The usual areas tackled with a detailing brush



















Rinsed then safely washed via the 2BM with AF Lather and a Meguiar's Lambswool Wash Mitt 










Again after a rinse via the pressure washer it was time for the first stage of decontamination with AF Oblitarate and Iron Out
The white areas of the car clearly showed Iron Out working away










Time for a final soak with Avalanche, this time at 30c










Thoroughly rinsed with the pressure washer, followed by an open hose. It was dried with an I4D Uber Blue Drying Towel










Into the unit where the remainder of the water was blown from the panel gaps etc with the Snap-On blow gun and Metro Blaster










Final decontamination with 3M Clay and AF Glide










On inspecting the paintwork after the standard Spies Hecker 7010 wipedown, the Delfesko PosiTest DFT confirmed my findings that the bonnet had seen some paintwork whereas the rest of the car was in factory condition albeit with rather low readings



















Section of the bonnet showing signs of poor refinishing under the sun gun










After a few hits with the Rupes LHR15ES Bigfoot and the medium green pad with Zephir Compound










We were left with this










This combination was used as i worked my way round the car, carrying out multiple wipedowns & checking the finish with a variety of light sources

Under the metal halide lighting this was the door before (you'll notice how more of the RDS are visable)










And after 










Next up the rear wing (this time under halogen lighting which highlights different defects to the halide)










And after










Rear wing under the sun gun










Cutting stage complete it was time for a further wipedown with both IPA and CarPro Eraser










Next up the door handle resesses and wing badges were tidied up with GTechniq P1



















Paintwork then refined, again using the Rupes and their white finishing pad with Diamond Gloss polish. ( I prefer to give the polish a good working before stopping to clean the pad & then burnish off the remaining product)










A few shots of the refined paintwork really showing the flake



















Nice reflection










Piano black trims dealt with via the Rupes LHR 75 and the same pad/polish combination as the paintwork

Before










After (still to be refined)










Next up it was time to tackle those weathered plastics. These were thoroughly cleansed with Spies Hecker 7010 before being treated with GTechniq C4

Don't really think this picture needs any words . . .










After another wipedown with both IPA and Eraser (a pure surface is essential when using these type of products)










It was protection time with GTechniq C1










Applied with a cotton wool pad










Removed with two MF's to ensure no residue remained (after every 2 panels the cloths are replaced so as to avoid any marring from crystallised product)

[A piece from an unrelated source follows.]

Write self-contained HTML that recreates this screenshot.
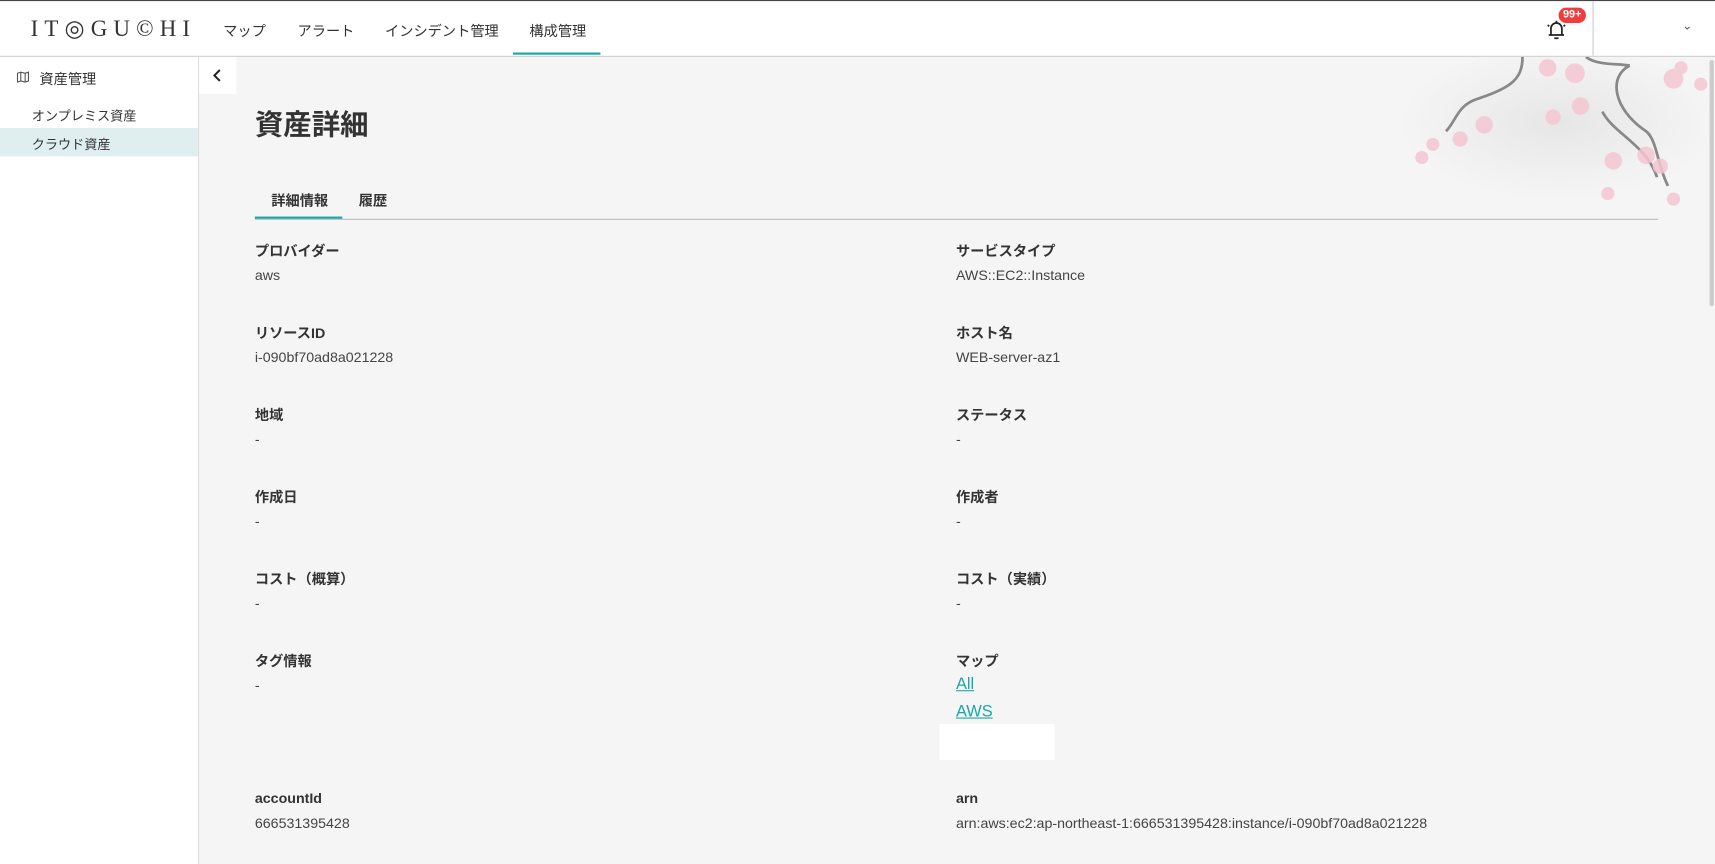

Then checked with the Brinkmann










After being deep cleaned with G4, glass treated with 3 coats of GTechniq G1










Then after a 20 minute bake in the booth at 50c it was time to add something to the C1 base so it was out with the EXO










2 coats were applied 30 minutes apart with a cotton pad (i much prefer this application method as once the pad is primed, less product is required)










Buffed off with a CarPro Terry Weave MF (the short pile makes it ideal for buffing)










Leaving this










Paintwork again checked for remaining product










Paintwork done, it was time for a few finishing touches. Washer jets, no. plates & badges re-fitted. Tyres dressed with 3 coats of AF Satin










Tailpipes taken from this










To this with AF Mercury and #0000 grade wire wool










Interior hoovered and cleansed with AF Spritz, leather treated with Zaino Leather in a Bottle



















And here's the finished article, shown in the usual variety of shots from both in and outside the unit



























































































Finally i must say a huge thanks to Mat at i4detailing who braved the snow to hand deliver my Rupes supplies

Thanks for reading guys, hopefully you enjoyed it!!


----------



## wookey (Jul 13, 2007)

Great job Nick!


----------



## kempe (Jan 9, 2011)

lovely work there :thumb:


----------



## Clyde (Feb 15, 2012)

Nice finish


----------



## Keith_Lane (Dec 9, 2011)

Top top work there, great job!!


----------



## Ns1980 (Jun 29, 2011)

Wow, that's pretty special. How many hours was it?


----------



## Karl woods (Mar 15, 2012)

Nicely documented write up enjoyed thanks


----------



## Gleammachine (Sep 8, 2007)

Looks spot on Nick, nice write-up to boot.:thumb:


----------



## CraigQQ (Jan 20, 2011)

looks spot on, light photos show distinct outline with absolutely no haze as usual.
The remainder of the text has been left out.